MADISON — After her husband died, Nicole Hayes moved from Madison to Fort Atkinson, hoping to raise her 3-year-old son, Julian Patterson, in a smaller, safer community.

However, in an ironic and unfortunate twist, Patterson, 19, was fatally shot in Fitchburg in March 2018 in a drug deal that turned lethal.

The youth who shot Patterson, Joshua B. McInnis, now 19, was sentenced Monday in Dane County Circuit Court to 21 years in prison and five years on extended supervision.

McInnis previously had pleaded guilty to first-degree reckless homicide, which Judge John Hyland said, prevented him from receiving a life sentence.

Hayes told Hyland that her life “will never be the same ... and the pain (of losing her son) will never cease until the day I die.”

Patterson graduated from Fort Atkinson High School and hoped to move to Portland, Ore., start a real estate firm and get married, Hayes said.

He was a kind and courteous person who visited residents at a nursing home, regularly gave money to homeless people and checked on the welfare of a “neighborhood drunk,” she told the judge.

But McInnis took Patterson’s dreams and hopes when he took away his life, Hayes said.

“I hate you … I want you to suffer,” she said to McInnis.

Hayes said she didn’t believe McInnis was remorseful about causing Patterson’s death, but only acknowledged it to receive a lesser sentence.

McInnis was one of three “hoodlums” with prior convictions for violent offenses who should have been in jail in March 2018 instead of setting up a drug robbery.

“My son lost his life due to the negligence of the system,” said Hayes.

According to the criminal complaint, Patterson was accompanying SMARhis former girlfriend, Khariyhana Martin, who arranged to sell marijuana worth $700 at a Fitchburg apartment complex.

Martin thought she would meet Travon Jackson at the complex. Instead, McInnis and Gary C. Mays Jr., who neither Martin nor Patterson knew, came out of a building and got into the minivan Patterson drove. McInnis and Mays didn’t know Patterson would be with Martin until Patterson drove up in Martin’s minivan.

Once inside the minivan, McInnis pointed a gun at Patterson and demanded marijuana. Mays, who was in the minivan behind Patterson, grabbed one of Patterson’s pockets and asked if he had anything else.

When Patterson replied that he had nothing else, Mays began to hit him while McInnis continued to point the handgun at Patterson.

Patterson fought back, but was pinned against a door before escaping outside and moving behind the van.

Martin said she had the marijuana in her lap and McInnis was trying to take it from her. Patterson told Martin to let it go, which Martin said she eventually did.

Both Mays and McInnis followed Patterson behind the van, where they continued to fight.

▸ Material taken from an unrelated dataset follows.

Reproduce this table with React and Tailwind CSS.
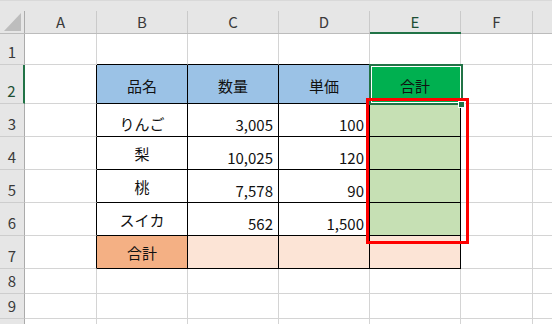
import React from "react";

const COLS = ["A", "B", "C", "D", "E", "F", "G"];

const DATA = {
  2: { B: "品名", C: "数量", D: "単価", E: "合計" },
  3: { B: "りんご", C: "3,005", D: "100" },
  4: { B: "梨", C: "10,025", D: "120" },
  5: { B: "桃", C: "7,578", D: "90" },
  6: { B: "スイカ", C: "562", D: "1,500" },
  7: { B: "合計" },
};

const TABLE_COLS = ["B", "C", "D", "E"];

function bgFor(r, c) {
  if (r === 2 && (c === "B" || c === "C" || c === "D")) return "bg-[#9bc2e6]";
  if (r === 2 && c === "E") return "bg-[#00b050]";
  if (r >= 3 && r <= 6 && c === "E") return "bg-[#c6e0b4]";
  if (r === 7 && c === "B") return "bg-[#f4b084]";
  if (r === 7 && (c === "C" || c === "D" || c === "E")) return "bg-[#fce4d6]";
  return "bg-white";
}

function Cell({ r, c }) {
  const inTable = TABLE_COLS.includes(c) && r >= 2 && r <= 7;
  const rightBlack = inTable || (c === "A" && r >= 2 && r <= 7);
  const bottomBlack = TABLE_COLS.includes(c) && r >= 1 && r <= 7;
  const rightCls = c === "G" ? "border-r-0" : rightBlack ? "border-r border-r-black" : "border-r border-r-[#d4d4d4]";
  const bottomCls = bottomBlack ? "border-b border-b-black" : "border-b border-b-[#d4d4d4]";
  const text = DATA[r] && DATA[r][c];
  const isNum = (c === "C" || c === "D") && r >= 3 && r <= 6;
  let align;
  if (isNum) align = "justify-end items-end pr-[5px] pb-[4px]";
  else if (r === 3) align = "justify-center items-end pb-[5px]";
  else if (r === 2) align = "justify-center items-center pt-[3px]";
  else align = "justify-center items-center";
  return (
    <div className={`flex min-w-0 ${rightCls} ${bottomCls} ${bgFor(r, c)} ${align}`}>
      {text ? <span className="leading-[15px] text-[15px] text-[#111] whitespace-nowrap">{text}</span> : null}
    </div>
  );
}

function ColHeader({ label, selected, last }) {
  return (
    <div
      className={`flex bg-[#e6e6e6] ${selected ? "border-b-2 border-b-[#217346]" : "border-b border-b-[#bcbcbc]"}`}
    >
      <div className={`flex-1 flex items-end justify-center ${selected ? "pb-[3px]" : "pb-[4px]"}`}>
        {!last ? (
          <span className={`leading-[15px] text-[15px] ${selected ? "text-[#1d4f34]" : "text-[#3a3a3a]"}`}>{label}</span>
        ) : null}
      </div>
      {!last ? <div className="w-px mt-[10px] bg-[#cacaca]" /> : null}
    </div>
  );
}

function RowHeader({ n }) {
  const sel = n === 2;
  return (
    <div
      className={`flex items-end justify-center pb-[5px] bg-[#e6e6e6] border-b border-b-[#cdcdcd] ${
        sel ? "border-r-2 border-r-[#217346]" : "border-r border-r-[#ababab]"
      }`}
    >
      {n <= 9 ? (
        <span className={`leading-[15px] text-[15px] ${sel ? "text-[#1d4f34]" : "text-[#3a3a3a]"}`}>{n}</span>
      ) : null}
    </div>
  );
}

export default function App() {
  const rows = [1, 2, 3, 4, 5, 6, 7, 8, 9, 10];
  return (
    <div
      className="w-[552px] h-[324px] overflow-hidden bg-white flex flex-col"
      style={{ fontFamily: '"Noto Sans CJK JP", "Noto Sans", sans-serif' }}
    >
      <div className="h-[2px] bg-[#f2f2f2] border-b border-b-[#d9d9d9]" />
      <div className="relative flex-1 grid grid-cols-[25px_72px_91px_91px_91px_91px_72px_1fr] grid-rows-[33px_31px_39px_33px_33px_33px_33px_33px_25px_25px_1fr]">
        {/* corner */}
        <div className="flex bg-[#e6e6e6] border-b border-b-[#bcbcbc]">
          <div className="flex-1 flex items-end justify-end pr-[3px] pb-[2px]">
            <svg width="17" height="18" viewBox="0 0 17 18">
              <polygon points="17,0 17,18 0,18" fill="#bdbdbd" />
            </svg>
          </div>
          <div className="w-px mt-[10px] bg-[#ababab]" />
        </div>
        {COLS.map((c) => (
          <ColHeader key={c} label={c} selected={c === "E"} last={c === "G"} />
        ))}
        {rows.map((r) => (
          <React.Fragment key={r}>
            <RowHeader n={r} />
            {COLS.map((c) => (
              <Cell key={c} r={r} c={c} />
            ))}
          </React.Fragment>
        ))}

        {/* active cell selection E2 */}
        <div className="absolute left-[369px] top-[63px] w-[94px] h-[41px] border-2 border-[#217346]">
          <div className="w-full h-full border border-white" />
        </div>
        {/* red highlight */}
        <div className="absolute left-[366px] top-[97px] w-[103px] h-[146px] border-[3px] border-[#ff0000]" />
        {/* fill handle */}
        <div className="absolute left-[458px] top-[100px] w-[7px] h-[7px] border border-white bg-[#217346]" />
      </div>
    </div>
  );
}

Martin said Patterson was knocked to the ground and McInnis, while standing over him, fired a shot.

Both men fled.

A medical examiner later determined that Patterson died from a single gunshot wound to the arm and torso.

Assistant Dane County District Attorney William Brown picked up on Hayes’ remarks to Hyland, saying McInnis, Mays and Jackson were gang members suspected of committing numerous violent offenses before Patterson’s murder. Jackson, who wasn’t at the complex during the shooting, pleaded guilty to being a party to the crime of armed robbery and was sentenced last year to five years in prison

Jackson testified at Mays’ trial earlier this year and “made up a story that couldn’t possibly be true” about the planned robbery and could be prosecuted for perjury, Brown said.

“They lie for each other and I expect no less today,” Brown cautioned Judge Hyland.

Brown asked Hyland to impose a 25-year prison sentence followed by five years on extended supervision.

Brown based his recommendation on McInnis never holding a job, having had numerous prior contacts with police, the “gravity” of the offense and getting justice for Patterson.

“(Patterson) was killed over drugs that weren’t his by someone he didn’t know,” Brown said.

McInnis apologized, saying he didn’t intend to kill Patterson.

“It was a mistake … I was scared … I’m sorry every day of the week,” he said.

McInnis’ attorney, Michael Covey, asked for an eight- to10-year sentence, saying McInnis’ lack of intent and youthful age didn’t warrant 25 years in prison.

McInnis confessed “rather quickly, ... which is a step toward rehabilitation,” he said, adding that McInnis has had mental health issues, including being hospitalized for an unsuccessful suicide attempt.

Hyland agreed that McInnis didn’t intend to kill Patterson, but said he still came to the drug deal with a loaded firearm and used it.

“You recklessly caused the death of Mr. Patterson and did so without regard for human life,” Hyland said, defining what constitutes first-degree reckless homicide.

Hyland said he believed McInnis’ remorse for his actions was genuine and didn’t deserve to be in prison for the rest of his life.

Co-defendant Mays was tried in connection with Patterson’s murder in January, but jurors couldn’t reach a unanimous verdict. The case is set for retrial June 25.